Se em janeiro deste ano pudemos constatar o avanço do Golpe institucional, com o julgamento pela turma do TRF-4 do recurso da defesa do presidente Luís Inácio Lula da Silva, no qual ficou evidente, por meio de denúncias e manifestações de juristas de diversos matizes ideológicos e teóricos, a articulação silenciosa e consensual dos magistrados em seus votos proferidos para manter a frágil e confusa sentença da primeira instância e ampliar a condenação do réu, agora em fevereiro está se confirmando o agravamento do ataque à democracia e à soberania popular pelo consórcio golpista.
O cenário que detonou a bomba desse recrudescimento ocorreu em pleno carnaval do Rio de Janeiro no desfile da escola de samba Paraíso do Tuiuti, cujo enredo foi a escravidão brasileira desde o descobrimento até os dias de hoje. A escola produziu ampla pesquisa histórica e sociológica, tendo como referência a obra do professor Jessé Sousa, A Elite do Atraso. Os destaques, além do belíssimo samba-enredo, foram as alas das carteiras de trabalho queimadas e as que denunciaram a manipulação imposta à população brasileira pelo poder dos meios de comunicação global ao forjar o ambiente social para que o Golpe pudesse ser dado sem percalços.
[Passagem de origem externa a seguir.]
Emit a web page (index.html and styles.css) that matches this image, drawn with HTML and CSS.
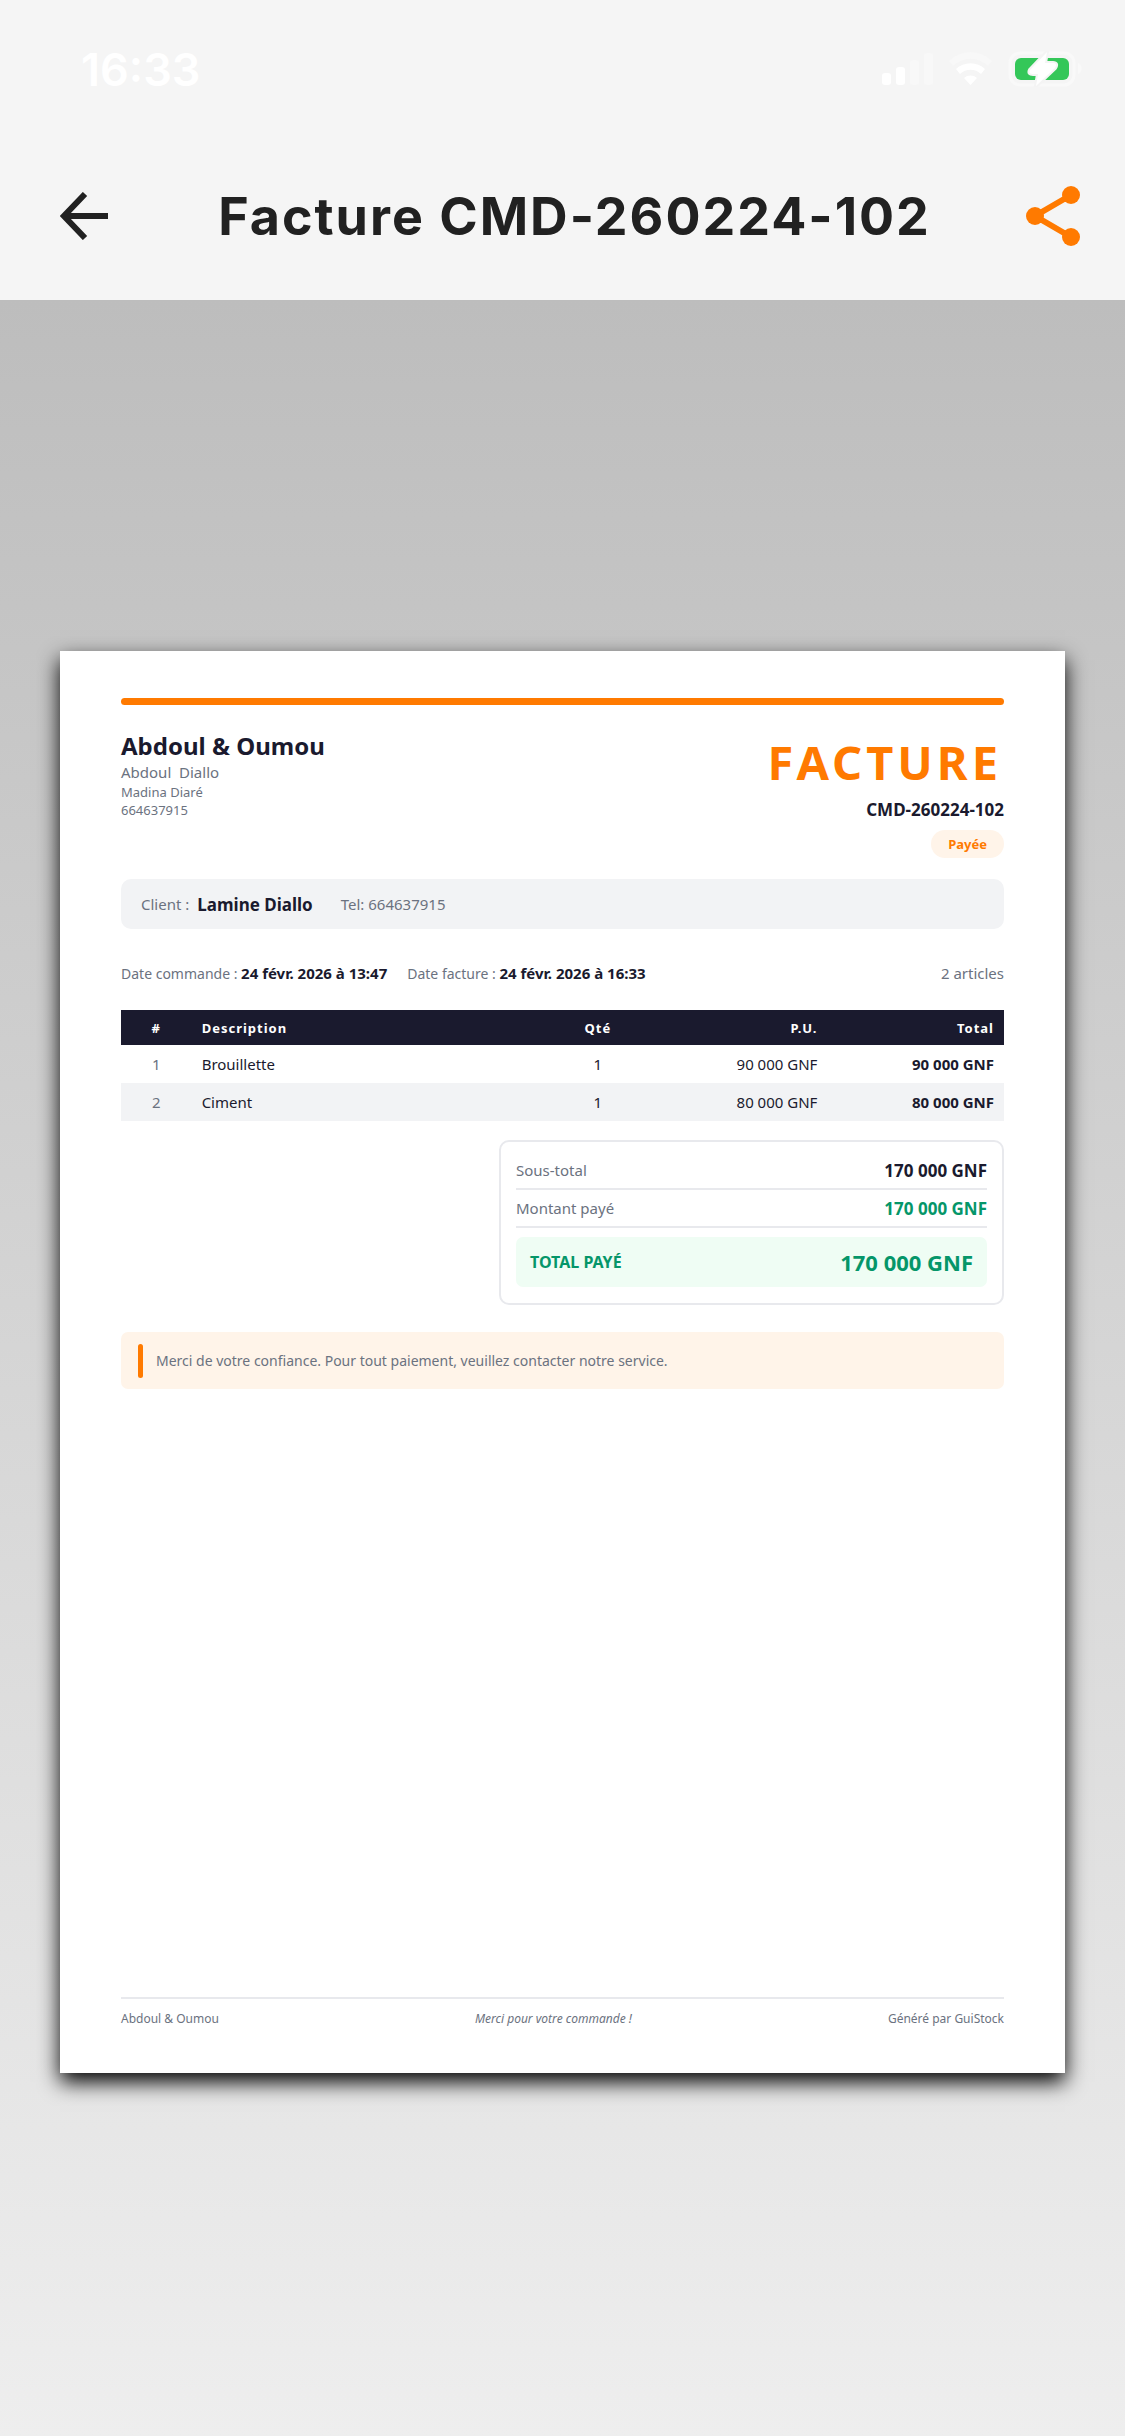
FILE: index.html
```html
<!DOCTYPE html>
<html lang="fr">
<head>
    <meta charset="UTF-8">
    <meta name="viewport" content="width=device-width, initial-scale=1.0">
    <title>Facture CMD-260224-102</title>
    <link rel="stylesheet" href="styles.css">
</head>
<body>
    <header class="top">
        <div class="status-bar">
            <span class="time">16:33</span>
            <svg class="status-icons" viewBox="0 0 202 36" width="202" height="36">
                <!-- Signal -->
                <g fill="#fff">
                    <rect x="1" y="22" width="9" height="12" rx="3"/>
                    <rect x="15" y="16" width="9" height="18" rx="3"/>
                </g>
                <g fill="#f8f8f8">
                    <rect x="29" y="9" width="9" height="25" rx="3"/>
                    <rect x="43" y="2" width="9" height="32" rx="3"/>
                </g>
                <!-- Wifi -->
                <path d="M68 10a31 31 0 0 1 43 0l-4 5a25 25 0 0 0 -35 0z" fill="#f8f8f8"/>
                <path d="M75 18a21 21 0 0 1 29 0l-4 5a15 15 0 0 0 -21 0z" fill="#fff"/>
                <path d="M83 27a10 10 0 0 1 13 0l-6.500 7z" fill="#fff"/>
                <!-- Battery -->
                <rect x="129" y="2" width="64" height="32" rx="10" fill="none" stroke="#f9f9f9" stroke-width="3"/>
                <path d="M197 12a6 6 0 0 1 0 11z" fill="#f9f9f9"/>
                <rect x="134" y="7" width="54" height="22" rx="6" fill="#34c759"/>
                <path d="M166 1L149 19Q147 23 152 23H157L155 35L174 17Q177 12 172 12H164L166 1z" fill="#fff" stroke="#f4f4f4" stroke-width="4" paint-order="stroke"/>
            </svg>
        </div>
        <div class="app-bar">
            <button class="back" type="button" aria-label="Retour">
                <svg viewBox="0 0 48 48" width="48" height="48" fill="none" stroke="#212121" stroke-width="6">
                    <path d="M48 24H6M25 2L4 24L25 46"/>
                </svg>
            </button>
            <h1>Facture CMD-260224-102</h1>
            <button class="share" type="button" aria-label="Partager">
                <svg viewBox="0 0 54 60" width="54" height="60" fill="#ff7a00">
                    <path d="M45 9L9 30L45 51" fill="none" stroke="#ff7a00" stroke-width="6"/>
                    <circle cx="45" cy="9" r="9"/>
                    <circle cx="9" cy="30" r="9"/>
                    <circle cx="45" cy="51" r="9"/>
                </svg>
            </button>
        </div>
    </header>

    <main class="viewer">
        <article class="invoice">
            <div class="accent"></div>

            <section class="invoice-header">
                <div class="seller">
                    <h2>Abdoul &amp; Oumou</h2>
                    <p class="owner">Abdoul&nbsp; Diallo</p>
                    <p>Madina Diaré</p>
                    <p>664637915</p>
                </div>
                <div class="document">
                    <h2>FACTURE</h2>
                    <p class="number">CMD-260224-102</p>
                    <span class="badge">Payée</span>
                </div>
            </section>

            <section class="client">
                <span>Client :</span>
                <strong>Lamine Diallo</strong>
                <span class="tel">Tel: 664637915</span>
            </section>

            <section class="dates">
                <p>Date commande : <strong>24 févr. 2026 à 13:47</strong></p>
                <p>Date facture : <strong>24 févr. 2026 à 16:33</strong></p>
                <p class="count">2 articles</p>
            </section>

            <table class="items">
                <thead>
                    <tr>
                        <th class="col-num">#</th>
                        <th class="col-desc">Description</th>
                        <th class="col-qty">Qté</th>
                        <th class="col-price">P.U.</th>
                        <th class="col-total">Total</th>
                    </tr>
                </thead>
                <tbody>
                    <tr>
                        <td class="col-num">1</td>
                        <td class="col-desc">Brouillette</td>
                        <td class="col-qty">1</td>
                        <td class="col-price">90 000 GNF</td>
                        <td class="col-total">90 000 GNF</td>
                    </tr>
                    <tr>
                        <td class="col-num">2</td>
                        <td class="col-desc">Ciment</td>
                        <td class="col-qty">1</td>
                        <td class="col-price">80 000 GNF</td>
                        <td class="col-total">80 000 GNF</td>
                    </tr>
                </tbody>
            </table>

            <section class="totals">
                <div class="total-row">
                    <span>Sous-total</span>
                    <strong>170 000 GNF</strong>
                </div>
                <div class="total-row paid">
                    <span>Montant payé</span>
                    <strong>170 000 GNF</strong>
                </div>
                <div class="grand-total">
                    <span>TOTAL PAYÉ</span>
                    <strong>170 000 GNF</strong>
                </div>
            </section>

            <section class="note">
                <p>Merci de votre confiance. Pour tout paiement, veuillez contacter notre service.</p>
            </section>

            <footer class="invoice-footer">
                <span>Abdoul &amp; Oumou</span>
                <em>Merci pour votre commande !</em>
                <span>Généré par GuiStock</span>
            </footer>
        </article>
    </main>
</body>
</html>
```
FILE: styles.css
```css
* {
    box-sizing: border-box;
}

body {
    display: flex;
    flex-direction: column;
    min-height: 100vh;
    margin: 0;
    font-family: "Noto Sans", sans-serif;
    color: #1a1a2e;
}

h1,
h2,
p {
    margin: 0;
}

strong {
    font-weight: bold;
}

button {
    display: flex;
    align-items: center;
    padding: 0;
    border: none;
    background: none;
    cursor: pointer;
}

/* Status bar and app bar */
.top {
    background-color: #f5f5f5;
    font-family: Inter, sans-serif;
}

.status-bar {
    display: flex;
    justify-content: space-between;
    align-items: center;
    height: 132px;
    padding: 6px 42px 0 81px;
}

.time {
    color: #fff;
    font-size: 45px;
    font-weight: 600;
}

.app-bar {
    display: flex;
    align-items: center;
    height: 168px;
}

.app-bar h1 {
    flex: 1;
    padding-top: 2px;
    color: #212121;
    font-size: 52px;
    font-weight: 700;
    line-height: 64px;
    letter-spacing: 2px;
    text-align: center;
    white-space: nowrap;
}

.back {
    width: 168px;
    height: 144px;
    padding-left: 60px;
}

.share {
    justify-content: center;
    width: 144px;
    height: 144px;
}

/* Grey area behind the sheet */
.viewer {
    display: flex;
    flex: 1;
    flex-direction: column;
    justify-content: center;
    padding: 0 60px 12px;
    background: linear-gradient(#bdbdbd, #eeeeee);
}

.invoice {
    display: flex;
    flex-direction: column;
    aspect-ratio: 210 / 297;
    padding: 47px 61px 44px;
    background-color: #fff;
    box-shadow: 0 9px 20px #000;
}

.accent {
    height: 7px;
    border-radius: 4px;
    background-color: #ff7a00;
}

.invoice-header {
    display: flex;
    justify-content: space-between;
    margin-top: 25px;
}

.seller {
    color: #6b7280;
    font-size: 13px;
    line-height: 18px;
}

.seller h2 {
    color: #1a1a2e;
    font-size: 24px;
    line-height: 32px;
}

.seller .owner {
    font-size: 15px;
    line-height: 21px;
}

.document {
    display: flex;
    flex-direction: column;
    align-items: flex-end;
}

.document h2 {
    padding-right: 2px;
    color: #ff7a00;
    font-size: 47px;
    line-height: 64px;
    letter-spacing: 4px;
}

.number {
    margin-top: 4px;
    font-size: 17px;
    font-weight: bold;
    line-height: 24px;
}

.badge {
    margin-top: 8px;
    padding: 0 17px;
    border-radius: 16px;
    background-color: #fff4e9;
    color: #ff7a00;
    font-size: 13px;
    font-weight: bold;
    line-height: 28px;
}

.client {
    display: flex;
    align-items: center;
    height: 50px;
    margin-top: 21px;
    padding: 0 20px;
    border-radius: 10px;
    background-color: #f2f3f5;
    color: #6b7280;
    font-size: 15px;
}

.client strong {
    margin-left: 8px;
    color: #1a1a2e;
    font-size: 17px;
}

.tel {
    margin-left: 28px;
}

.dates {
    display: flex;
    align-items: baseline;
    gap: 20px;
    margin-top: 32px;
    color: #6b7280;
    font-size: 14px;
    line-height: 24px;
}

.dates strong {
    color: #1a1a2e;
    font-size: 15px;
}

.dates .count {
    margin-left: auto;
    font-size: 15px;
}

/* Items table */
.items {
    width: 100%;
    margin-top: 24px;
    border-collapse: collapse;
    table-layout: fixed;
    font-size: 15px;
}

.items th,
.items td {
    height: 38px;
    padding: 0 10px;
}

.items th {
    height: 35px;
    background-color: #1a1a2e;
    color: #fff;
    font-size: 13px;
    letter-spacing: 1px;
}

.items tbody tr:nth-child(even) {
    background-color: #f2f3f5;
}

.items .col-num {
    width: 8%;
    text-align: center;
}

.items td.col-num {
    color: #6b7280;
}

.items .col-desc {
    width: 40%;
    text-align: left;
}

.items .col-qty {
    width: 12%;
    text-align: center;
}

.items .col-price {
    width: 20%;
    text-align: right;
}

.items .col-total {
    width: 20%;
    text-align: right;
}

.items td.col-total {
    font-weight: bold;
}

/* Totals box */
.totals {
    align-self: flex-end;
    width: 505px;
    margin-top: 19px;
    padding: 10px 15px 16px;
    border: 2px solid #e8e9ed;
    border-radius: 10px;
    color: #6b7280;
    font-size: 15px;
}

.total-row {
    display: flex;
    justify-content: space-between;
    align-items: center;
    height: 38px;
    border-bottom: 2px solid #e8e9ed;
}

.total-row strong {
    color: #1a1a2e;
    font-size: 17px;
}

.total-row.paid strong {
    color: #059669;
}

.grand-total {
    display: flex;
    justify-content: space-between;
    align-items: center;
    height: 50px;
    margin-top: 9px;
    padding: 0 14px;
    border-radius: 7px;
    background-color: #effdf4;
    color: #059669;
    font-size: 16px;
    font-weight: bold;
}

.grand-total strong {
    font-size: 22px;
}

.note {
    display: flex;
    align-items: center;
    height: 57px;
    margin-top: 27px;
    padding: 0 17px;
    border-radius: 7px;
    background-color: #fff4e9;
    color: #6b7280;
    font-size: 14px;
}

.note::before {
    content: "";
    width: 5px;
    height: 34px;
    margin-right: 13px;
    border-radius: 3px;
    background-color: #ff7a00;
}

.invoice-footer {
    display: flex;
    justify-content: space-between;
    margin-top: auto;
    padding-top: 10px;
    border-top: 2px solid #e8e9ed;
    color: #6b7280;
    font-size: 12px;
    line-height: 20px;
}
```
O incômodo foi geral. Os repórteres que faziam a cobertura ao vivo ficaram emudecidos pela surpresa da incisiva denúncia a desfilar pela Marquês de Sapucaí, em transmissão ao vivo e a cores para o Brasil e o mundo. Enormes mãos manipuladoras dos foliões vestidos de patos, a baterem panelas, além do Vampirão orientando a manipulação das pessoas vestidas de amarelo canarinho. A Tuiuti, com seu glorioso desfile, transformou-se numa grande bomba semiótica a viralizar pelas redes sociais a verdade política brasileira dos últimos três anos, e como sabemos a verdade (às vezes) dói bastante.
O impasse estava criado. Se já seria difícil ao consórcio golpista conseguir o quórum legislativo necessário para a aprovação de mais um Lei antipopular, no caso a perversa reforma da previdência dos trabalhadores e trabalhadoras brasileiras, com a desnudação realizada pela Tuiuti ficou inviável levar adiante tal descalabro. O Golpe ficou nu.
Numa manobra concertada e de improviso, foi anunciada na quinta-feira de cinzas a intervenção militar federal no estado do Rio de Janeiro. Com que motivação? Resolver o problema da violência. Mas de qual violência? Seria a violência a que é submetida a população fluminense pela falta das condições de saúde? Ou seria a violência vivida pelos adolescentes e jovens pobres pelo fato não terem acesso a uma educação de qualidade? E como esta intervenção federal militar pretende resolver o problema? Com amplos poderes de mandados de busca e apreensão coletivos. Dito de outra forma, entrar a qualquer hora e em qualquer casa dos moradores das comunidades populares do Rio, metendo o pé na porta. Diante desse quadro o general Eduardo Villas Boas, comandante do Exército, apressou-se em expedir uma nota onde destaca que “é necessário dar aos militares a garantia para agir sem o risco de surgir uma nova Comissão da Verdade” (sic!).
Em Barbárie e Civilização, o antropólogo Tzvetan Todorov assinala que acreditar em julgamentos absolutos é desenvolver a enfermidade de um dogmatismo cego ao convencer-se de deter a exclusividade da verdade e da justiça, ao impor ao outro a mudez, a invisibilidade, negando-lhe a plena humanidade, impondo-lhe a exclusão da vida em civilização. Para conseguirem essa dominação, esses cegos-enfermos atuam como bárbaros recorrendo a diversas formas de violência para resolverem desacordos. Considerar os outros como menos humanos é uma típica forma de barbárie. Seria a isso que o general estaria se reportando quando enfatizou a garantia da ação militar? É isso que pretende o consórcio golpista?